Зачем он не утонул, купаясь в Nohant? Зачем не зашибла его где-нибудь железная дорога? Жизнь его окончилась бы, не зная горя, веселой прогулкой по кунсткамере с буфетами, плошками и музыкой.
После 13 июня 1849 я уехал из Парижа; геройство Мюллера, кричавшего "Auarmes!"223 на Chaussee dAntin, я рассказал в другом месте. Возвратившись в 1850 году в Париж, я Мюллера не видел, он был у Ж. Санд - меня выслали из Франции. Года через два я был в Лондоне и шел по Трафальгарской площади. Какой-то господин пристально смотрел в вставленный лорнет на Нельсона, досмотревши его с лицевой стороны, он занялся правой.
"Да, это он? Кажется, он".
Между тем господин занялся спиной адмирала.
- Мюллер! - закричал я ему, он не тотчас пришел в себя: так его заняла плохая статуя скверного человека - но потом с криком "Potz Tausend!"224 бросился ко мне. Он переехал на житье в Лондон, счастливая звезда его померкла. Да и трудно сказать, зачем он приехал именно в Лондон. Буммлеру225, когда у него есть деньги, - нельзя не побывать в Лондоне, в нем будет пробел, раскаяние, неудовлетворенное желание, но жить в Лондоне ему нельзя и с деньгами, - а без денег и думать нечего.
В Лондоне надобно работать в самом деле, работать безостановочно, как локомотив, правильно, как машина, если человек отошел на день, на его месте стоят двое других, если человек занемог - его считают мертвым - все, от кого ему надобно получать работу, и здоровым - все, кому надобно получать от него деньги.
Мюллер, Мюллер... Куда ты попал из должности Виргилия в Берлине, из салонов Виардо, из помещичьей неги Ж. Санд.
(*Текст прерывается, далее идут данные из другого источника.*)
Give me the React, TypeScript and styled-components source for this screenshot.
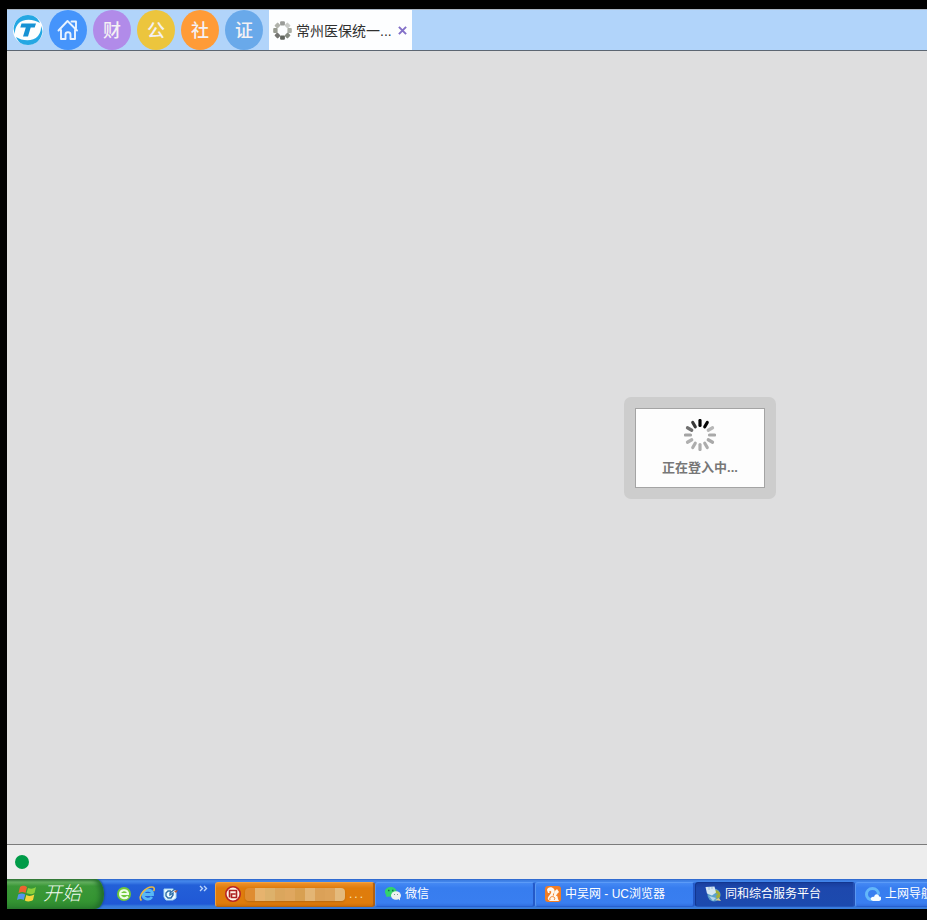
import React from "react";
import styled, { createGlobalStyle, css } from "styled-components";

const GlobalStyle = createGlobalStyle`
  * { box-sizing: border-box; }
  html, body { margin: 0; background: #000; overflow: hidden; }
  body, button { font-family: "Liberation Sans", "Noto Sans CJK SC", sans-serif; }
  button { margin: 0; padding: 0; border: 0; background: none; cursor: pointer; }
  svg { display: block; flex: none; }
`;

const Desktop = styled.div`
  display: flex;
  flex-direction: column;
  height: 100vh;
  padding: 9px 0 11px 7px;
  background: #000;
  overflow: hidden;
`;

const TopBar = styled.header`
  display: flex;
  align-items: stretch;
  flex: none;
  height: 42px;
  padding-left: 6px;
  background: #b1d4fa;
  border-top: 1px solid #a9b5c4;
  border-bottom: 1px solid #5c6672;
`;

const Logo = styled.div`
  display: flex;
  align-items: center;
  width: 36px;
`;

const Shortcuts = styled.nav`
  display: flex;
  gap: 6px;
`;

const Shortcut = styled.button<{ $color: string }>`
  display: flex;
  align-items: center;
  justify-content: center;
  width: 38px;
  height: 40px;
  border-radius: 50%;
  background: ${(p) => p.$color};
  color: #f4f1f4;
  font-size: 18px;
  font-weight: 500;
  line-height: 20px;
  padding-top: 2px;
`;

const HomeShortcut = styled(Shortcut)`
  padding-top: 0;
`;

const Tab = styled.div`
  display: flex;
  align-items: center;
  width: 143px;
  margin-left: 6px;
  padding: 0 0 0 4px;
  background: #fdfeff;
`;

const TabTitle = styled.span`
  flex: 1;
  margin-left: 4px;
  padding-top: 2px;
  color: #303030;
  font-size: 14px;
  line-height: 20px;
  white-space: nowrap;
`;

const CloseButton = styled.button`
  display: flex;
  align-items: center;
  justify-content: center;
  width: 20px;
  height: 20px;
`;

const Workspace = styled.main`
  display: flex;
  flex: 1;
  align-items: center;
  justify-content: flex-end;
  min-height: 0;
  padding: 1px 151px 0 0;
  background: #dededf;
`;

const DialogFrame = styled.div`
  width: 152px;
  padding: 11px;
  border-radius: 7px;
  background: #cdcdcd;
`;

const DialogBody = styled.div`
  display: flex;
  flex-direction: column;
  align-items: center;
  height: 80px;
  padding-top: 10px;
  border: 1px solid #a4a4a4;
  background: #fdfdfd;
`;

const DialogText = styled.p`
  margin: 8px 0 0;
  color: #777;
  font-size: 13px;
  font-weight: 700;
  line-height: 18px;
`;

const StatusBar = styled.footer`
  display: flex;
  align-items: center;
  flex: none;
  height: 35px;
  padding-left: 8px;
  border-top: 1px solid #7b7b7b;
  background: #ededed;
`;

const StatusLight = styled.span`
  width: 14px;
  height: 14px;
  border-radius: 50%;
  background: #009b48;
`;

const Taskbar = styled.div`
  display: flex;
  flex: none;
  height: 30px;
  overflow: hidden;
  background: linear-gradient(#2a62c8 0, #4488ec 2px, #3878e4 4px, #2360d8 6px, #2058d6 25px, #3478dc 27px, #3c80dc 100%);
`;

const StartButton = styled.button`
  display: flex;
  align-items: center;
  gap: 6px;
  width: 97px;
  padding-left: 10px;
  border-radius: 0 9px 9px 0 / 0 15px 15px 0;
  background: linear-gradient(#3a7a3c 0, #68b463 3px, #3b9838 7px, #349432 22px, #2d842e 100%);
  box-shadow: inset -4px 0 5px #226e2b, 1px 0 2px #194a9c;
  color: #f2faf0;
  font-size: 19px;
  font-style: italic;
  font-weight: 300;
  line-height: 26px;
`;

const QuickLaunch = styled.div`
  display: flex;
  align-items: center;
  gap: 7px;
  width: 111px;
  padding-left: 12px;
`;

const QuickButton = styled.button`
  width: 16px;
  height: 16px;
`;

const MoreButton = styled.button`
  align-self: flex-start;
  margin: 6px 0 0 14px;
`;

const TaskList = styled.div`
  display: flex;
  flex: 1;
  min-width: 0;
  padding: 3px 0 2px;
  overflow: hidden;
`;

type TaskState = "normal" | "alert" | "active";

const taskLook = {
  normal: css`
    border-color: #5b9bf8 #2459c8 #2860d0 #5a98f2;
    background: linear-gradient(#4589f4, #377def 5px, #397ef0 20px, #316edf);
  `,
  alert: css`
    border-color: #f4a23c #b06012 #b8660e #f3a33c;
    background: linear-gradient(#ed902a, #df7c0c 5px, #df7c0b 20px, #cf6e08);
  `,
  active: css`
    border-color: #123690 #2450b4 #2456bc #123690;
    background: linear-gradient(#183e9e, #1d48ad 5px, #1c4aae);
  `,
};

const Task = styled.button<{ $state: TaskState }>`
  display: flex;
  flex: none;
  align-items: center;
  gap: 4px;
  width: 160px;
  padding: 0 0 1px 9px;
  border: 1px solid;
  border-right-width: 2px;
  border-radius: 3px;
  color: #fff;
  font-size: 12px;
  line-height: 16px;
  white-space: nowrap;
  ${(p) => taskLook[p.$state]}
`;

const Mosaic = styled.span`
  display: flex;
  height: 13px;
  border-radius: 4px;
  overflow: hidden;
  box-shadow: 0 1px 2px #b8690f;
`;

const MosaicTile = styled.span<{ $color: string }>`
  width: 10px;
  background: ${(p) => p.$color};
`;

const Dots = styled.span`
  color: #f8e2b0;
  letter-spacing: 2px;
`;

const CompanyLogo = () => (
  <svg width="30" height="30" viewBox="0 0 30 30" aria-label="T">
    <circle cx="15" cy="15" r="15" fill="#fdfefe" />
    <path d="M1 11C3 4 8 0 15 0c6 0 10 3 12 8C21 4 10 3 5 9c-3 4-3 7-3 10-1-3-2-5-1-8Z" fill="#24a7e3" />
    <path d="M29 19c-2 7-7 11-14 11-6 0-10-3-12-8 6 4 17 5 22-1 3-4 3-7 3-10 1 3 2 5 1 8Z" fill="#24a7e3" />
    <path d="M8.500 8.500h14.500l-1.300 4h-4L15 21.500h-5l2.800-9H7.300Z" fill="#1692d4" />
  </svg>
);

const HomeIcon = () => (
  <svg width="22" height="22" viewBox="0 0 22 22" fill="none" stroke="#e9f3ff" strokeWidth="1.900" strokeLinejoin="round" strokeLinecap="round">
    <path d="M1.500 11.500 10.500 2l9.500 9.500M14.500 2.500H19v7M4 11v9h4.500v-4.500c0-3 5-3 5 0V20H18v-9" />
  </svg>
);

const tabDots = ["#999b98", "#c9cbc8", "#aaaea5", "#858a80", "#62665f", "#747471", "#989b91", "#b1b3ac"];

const TabSpinner = () => (
  <svg width="19" height="19" viewBox="-9.500 -9.500 19 19">
    {tabDots.map((fill, i) => (
      <rect key={i} x="-2.400" y="-9.300" width="4.800" height="4.400" rx="1" fill={fill} transform={`rotate(${i * 45})`} />
    ))}
  </svg>
);

const CloseIcon = () => (
  <svg width="9" height="9" viewBox="0 0 10 10" stroke="#8370c8" strokeWidth="2.200">
    <path d="m1 1 8 8M9 1 1 9" />
  </svg>
);

const spokes = ["#050505", "#080808", "#b7b7b7", "#a9a9a9", "#a9a9a9", "#acacac", "#adadad", "#adadad", "#b0b0b0", "#a4a4a4", "#717171", "#383838"];

const LoadingSpinner = () => (
  <svg width="32" height="32" viewBox="-16 -16 32 32">
    {spokes.map((stroke, i) => (
      <path key={i} d="M0-9.500v-5" stroke={stroke} strokeWidth="3.200" strokeLinecap="round" transform={`rotate(${i * 30})`} />
    ))}
  </svg>
);

const WindowsIcon = () => (
  <svg width="20" height="18" viewBox="0 0 20 18">
    <path d="M3 2c3-2 5-1 7 0L8.500 8C6 6.500 4 7 1.500 8Z" fill="#ed6330" />
    <path d="M11 3c3 1 5 1 8-1l-1.500 6c-3 2-5 1-8 0Z" fill="#8bce3b" />
    <path d="M1.200 9.500c3-1.500 5-1 7 0L6.700 15c-2-1-4-1.500-6.700 0Z" fill="#5495ed" />
    <path d="M9.300 10c3 1.500 5 1 8-.500L16 15c-3 2-6 1.500-8.200.500Z" fill="#f6d43c" />
  </svg>
);

const GreenBrowserIcon = () => (
  <svg width="16" height="16" viewBox="0 0 16 16">
    <circle cx="8" cy="8" r="7" fill="#70c83b" />
    <path d="M12 10.500C9 14 4 12 4 8s6.500-5.500 8-1v1H4.500" fill="none" stroke="#effce8" strokeWidth="2" />
  </svg>
);

const ExplorerIcon = () => (
  <svg width="16" height="16" viewBox="0 0 16 16" fill="none">
    <path d="M13 11c-3 4-9 2-9-2.500S12 2.500 13.500 7v1.500H5" stroke="#58b8f5" strokeWidth="2.800" />
    <path d="M2.500 14.500C-2 11 6 1 13 1c3 0 2.500 3 1.500 4" stroke="#e9b944" strokeWidth="1.600" />
  </svg>
);

const DesktopIcon = () => (
  <svg width="16" height="16" viewBox="0 0 16 16">
    <path d="M2 3h9l3 2v7l-3 2H4l-2-3Z" fill="#eefaff" stroke="#a5d7f3" />
    <path d="M9 5H6L4 7v3l2 2h3l2-3V7L8 9V7l5-4" fill="none" stroke="#2b6ea9" strokeWidth="1.400" />
    <path d="m12 5 4-1-2 3Z" fill="#b35a33" />
  </svg>
);

const ChevronIcon = () => (
  <svg width="9" height="7" viewBox="0 0 9 7" fill="none" stroke="#b9d4fb" strokeWidth="1.400">
    <path d="m1 1 2.500 2.500L1 6M5 1l2.500 2.500L5 6" />
  </svg>
);

const SealIcon = () => (
  <svg width="16" height="16" viewBox="0 0 16 16" fill="none">
    <circle cx="8" cy="8" r="7.200" fill="#fff5e9" stroke="#b92323" strokeWidth="1.600" />
    <path d="M4.500 11.500V4.500h7v7h-5V8h4" stroke="#ad2020" strokeWidth="1.600" />
  </svg>
);

const WeChatIcon = () => (
  <svg width="16" height="16" viewBox="0 0 16 16">
    <path d="M1.500 11 1 9C-2 4 2 1 6 1c4 0 6 3 5.500 6-.500 3-4 4.500-7.500 3.500Z" fill="#32d46b" />
    <ellipse cx="11" cy="9.500" rx="5" ry="4.300" fill="#ecf1ef" />
    <path d="m13 12.500 2 2v-4Z" fill="#ecf1ef" />
    <path d="M3 4.500h1.500M7 4.500h1.500" stroke="#176c4b" strokeWidth="1.300" />
    <path d="M9 8.500h1M12 8.500h1" stroke="#7b9792" />
  </svg>
);

const SquirrelIcon = () => (
  <svg width="16" height="16" viewBox="0 0 16 16">
    <rect width="16" height="16" rx="3" fill="#f37d24" />
    <path d="M2 4c0-3 5-4 7-1s-2 5-1 7c2-1 0-4 3-6l1-1 2 3-2 2 1 5 1 2H5c-5-3 0-5 1-8 1-2-1-3-2-1l1 1H3Z" fill="#fff7ed" />
    <path d="M5 14c-1-3 2-4 4-3 1 1 1 2 0 3M11 9l2 1" fill="none" stroke="#f37d24" />
  </svg>
);

const PlatformIcon = () => (
  <svg width="16" height="16" viewBox="0 0 16 16">
    <circle cx="9" cy="9" r="6.500" fill="#5ba1cb" />
    <path d="M10 4c4 0 6 3 5 7l-3 2-1-3 2-2-3-1Z" fill="#a4ae37" />
    <path d="m.500 1 9-.500 1.500 6-4 3-5-2Z" fill="#d5e7f3" />
    <path d="M4 1v3M7 1v2" stroke="#9ec0dc" />
    <path d="m4 10 7 2-3 3Z" fill="#b5d4e9" />
    <path d="m10 14 4-2 2 3Z" fill="#d6cf93" />
  </svg>
);

const CloudIcon = () => (
  <svg width="16" height="16" viewBox="0 0 16 16">
    <path d="M13.500 8.500c0-3.500-2.500-6-6-6s-6 2.500-6 6 3 5.500 6 5" fill="none" stroke="#63b7fa" strokeWidth="3" />
    <path d="M8 15c-4-1-2-5 1-4 1-4 5-3 5-.500 3-.500 3 4 0 4.500Z" fill="#f7fcff" />
  </svg>
);

const shortcuts = [
  { label: "财", color: "#b18be9" },
  { label: "公", color: "#ecc53d" },
  { label: "社", color: "#ff9b37" },
  { label: "证", color: "#69a9ea" },
];

const tiles = ["#df8c31", "#e6b36e", "#ddb16b", "#dba65d", "#dfa75f", "#d8a052", "#e3b575", "#dba158", "#dda35a", "#e4ba7c"];

const tasks: { title: string; state: TaskState; icon: React.ReactNode }[] = [
  { title: "微信", state: "normal", icon: <WeChatIcon /> },
  { title: "中吴网 - UC浏览器", state: "normal", icon: <SquirrelIcon /> },
  { title: "同和综合服务平台", state: "active", icon: <PlatformIcon /> },
  { title: "上网导航", state: "normal", icon: <CloudIcon /> },
];

export default function App() {
  return (
    <>
      <GlobalStyle />
      <Desktop lang="zh-CN">
        <TopBar>
          <Logo><CompanyLogo /></Logo>
          <Shortcuts>
            <HomeShortcut $color="#4594fb" aria-label="主页"><HomeIcon /></HomeShortcut>
            {shortcuts.map((item) => (
              <Shortcut key={item.label} $color={item.color}>{item.label}</Shortcut>
            ))}
          </Shortcuts>
          <Tab>
            <TabSpinner />
            <TabTitle>常州医保统一...</TabTitle>
            <CloseButton aria-label="关闭"><CloseIcon /></CloseButton>
          </Tab>
        </TopBar>
        <Workspace>
          <DialogFrame role="status">
            <DialogBody>
              <LoadingSpinner />
              <DialogText>正在登入中...</DialogText>
            </DialogBody>
          </DialogFrame>
        </Workspace>
        <StatusBar><StatusLight /></StatusBar>
        <Taskbar>
          <StartButton><WindowsIcon />开始</StartButton>
          <QuickLaunch>
            <QuickButton aria-label="浏览器"><GreenBrowserIcon /></QuickButton>
            <QuickButton aria-label="Internet Explorer"><ExplorerIcon /></QuickButton>
            <QuickButton aria-label="显示桌面"><DesktopIcon /></QuickButton>
            <MoreButton aria-label="更多"><ChevronIcon /></MoreButton>
          </QuickLaunch>
          <TaskList>
            <Task $state="alert">
              <SealIcon />
              <Mosaic>
                {tiles.map((color, i) => <MosaicTile key={i} $color={color} />)}
              </Mosaic>
              <Dots>...</Dots>
            </Task>
            {tasks.map((task) => (
              <Task key={task.title} $state={task.state}>{task.icon}{task.title}</Task>
            ))}
          </TaskList>
        </Taskbar>
      </Desktop>
    </>
  );
}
Прощай ноганские пресале226 и пулярды; прощай русские завтраки, продолжающиеся до вечера, и русские обеды, оканчивающиеся на другой день, да прощай и русские, - в Лондон русские ездили на скорую (161) руку, сконфуженные, потерянные - им было не до Мюллера. Да, кстати, прощай и солнце, которое так хорошо греет и весело светит, - когда нет денег на внутреннее топливо... туман, дым и вечная борьба работы, бой из-за работы!